▶ Data shown:
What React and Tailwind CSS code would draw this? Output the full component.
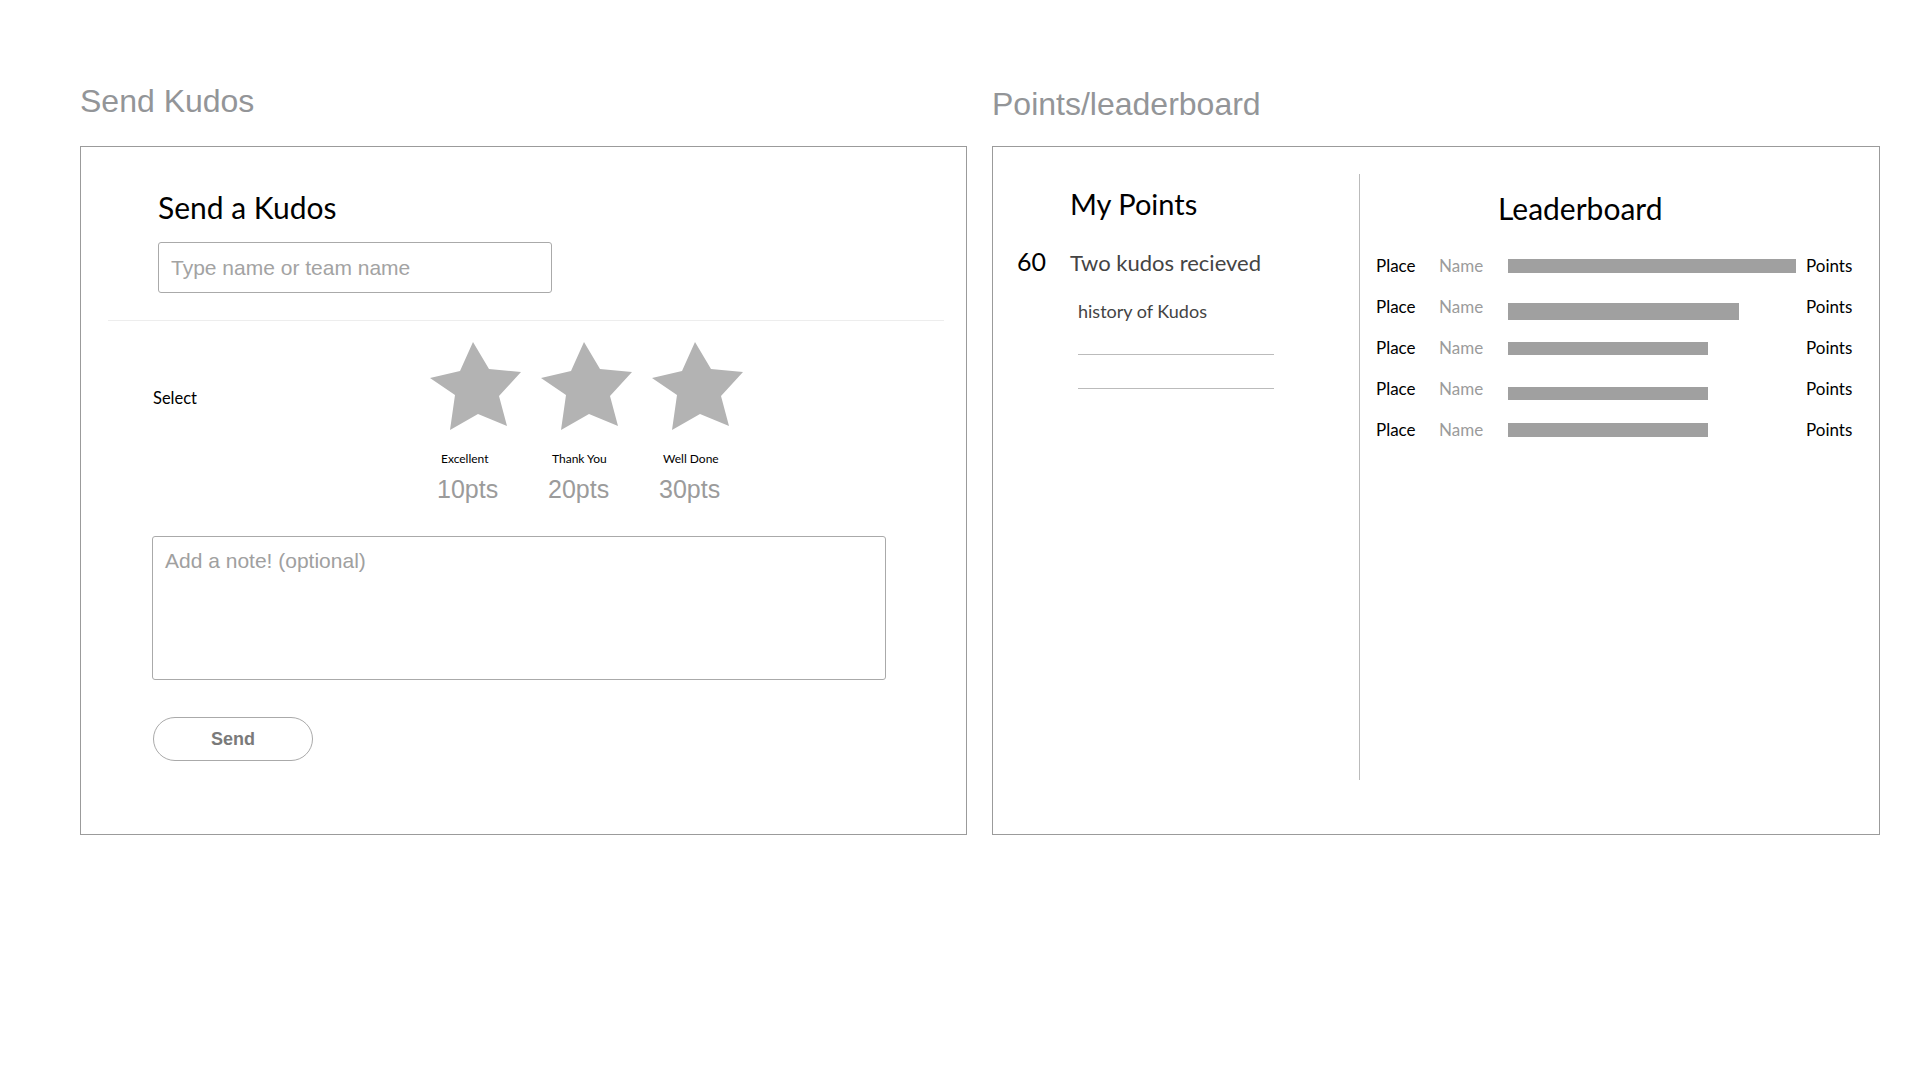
import React from 'react';

const sans = "font-['Liberation_Sans',Arial,sans-serif]";
const lato = "font-['Lato','Open_Sans',sans-serif]";

const kudos = [
  { label: 'Excellent', pts: '10pts' },
  { label: 'Thank You', pts: '20pts' },
  { label: 'Well Done', pts: '30pts' },
];

// width in px, plus a little vertical nudge the mockup has on some bars
const rows = [
  { w: 288, cls: 'h-[14px]' },
  { w: 231, cls: 'h-[17px] mt-[10px]' },
  { w: 200, cls: 'h-[13px] mt-[2px]' },
  { w: 200, cls: 'h-[13px] mt-[10px]' },
  { w: 200, cls: 'h-[14px]' },
];

function Star() {
  return (
    <svg width="91" height="88" viewBox="0 0 91 88">
      <polygon
        points="43,0 59,27 91,30 69,54 77,84 48,72 20,88 25,53 0,36 30,29"
        fill="#b3b3b3"
      />
    </svg>
  );
}

function SendKudos() {
  return (
    <div className="w-[887px] pt-[81px]">
      <h1 className={`${sans} h-[40px] leading-[40px] text-[32px] text-[#939598]`}>Send Kudos</h1>
      <div className="mt-[25px] h-[689px] border border-[#9b9b9b] flex flex-col">
        <div className="pl-[77px] pt-[42px]">
          <h2 className={`${lato} text-[30px] leading-[36px] text-black`}>Send a Kudos</h2>
          <input
            type="text"
            placeholder="Type name or team name"
            className={`${sans} mt-[17px] w-[394px] h-[51px] border border-[#aaaaaa] rounded-[3px] px-[12px] text-[21px] text-gray-700 placeholder:text-[#a3a3a3] outline-none`}
          />
        </div>

        <div className="mt-[27px] ml-[27px] mr-[22px] h-px bg-[#ededed]" />

        <div className="mt-[21px] pl-[72px] flex">
          <div className={`${lato} w-[277px] mt-[46px] text-[16.5px] leading-[20px] text-black`}>Select</div>
          {kudos.map((k) => (
            <div key={k.label} className="w-[111px] flex flex-col items-start">
              <Star />
              <span className={`${lato} mt-[21px] pl-[11px] text-[12px] leading-[16px] text-black`}>{k.label}</span>
              <span className={`${sans} mt-[8px] pl-[7px] text-[25px] leading-[28px] text-[#9b9b9b]`}>{k.pts}</span>
            </div>
          ))}
        </div>

        <textarea
          placeholder="Add a note! (optional)"
          className={`${sans} mt-[33px] ml-[71px] w-[734px] h-[144px] resize-none border border-[#aaaaaa] rounded-[3px] px-[12px] pt-[12px] text-[21px] leading-[24px] text-gray-700 placeholder:text-[#a0a0a0] outline-none`}
        />

        <button
          className={`${sans} mt-[37px] ml-[72px] w-[160px] h-[44px] rounded-full border border-[#aaaaaa] text-[18px] font-bold text-[#7a7a7a]`}
        >
          Send
        </button>
      </div>
    </div>
  );
}

function Leaderboard() {
  return (
    <div className="w-[888px] pt-[84px]">
      <h1 className={`${sans} h-[40px] leading-[40px] text-[32px] text-[#939598]`}>Points/leaderboard</h1>
      <div className="mt-[22px] h-[689px] border border-[#9b9b9b] flex">
        <div className="w-[366px] pl-[24px] pt-[39px] flex flex-col">
          <h2 className={`${lato} ml-[53px] text-[29px] leading-[36px] text-black`}>My Points</h2>
          <div className={`${lato} mt-[24px] h-[30px] flex items-baseline`}>
            <span className="w-[53px] text-[25px] leading-[30px] text-black">60</span>
            <span className="text-[22px] leading-[30px] text-[#444444]">Two kudos recieved</span>
          </div>
          <div className={`${lato} mt-[24px] ml-[61px] text-[18px] leading-[22px] text-[#444444]`}>history of Kudos</div>
          <div className="mt-[32px] ml-[61px] w-[196px] h-px bg-[#bbbbbb]" />
          <div className="mt-[33px] ml-[61px] w-[196px] h-px bg-[#bbbbbb]" />
        </div>

        <div className="mt-[27px] w-px h-[606px] bg-[#bbbbbb]" />

        <div className="flex-1 pl-[16px] pt-[43px] flex flex-col">
          <h2 className={`${lato} ml-[122px] text-[30px] leading-[36px] text-black`}>Leaderboard</h2>
          <div className="mt-[19px] flex flex-col">
            {rows.map((r, i) => (
              <div key={i} className={`${lato} h-[41px] flex items-center text-[17px]`}>
                <span className="w-[63px] text-black">Place</span>
                <span className="w-[69px] text-[#9b9b9b]">Name</span>
                <div className="w-[298px] flex items-center">
                  <div className={`${r.cls} bg-[#a0a0a0]`} style={{ width: r.w }} />
                </div>
                <span className="text-black">Points</span>
              </div>
            ))}
          </div>
        </div>
      </div>
    </div>
  );
}

export default function App() {
  return (
    <div className="w-[1920px] h-[1080px] bg-white flex gap-[25px] pl-[80px]">
      <SendKudos />
      <Leaderboard />
    </div>
  );
}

▶ The request:
Answer with a single number: the count of lines holding the word "React".

▶ Written solution:
2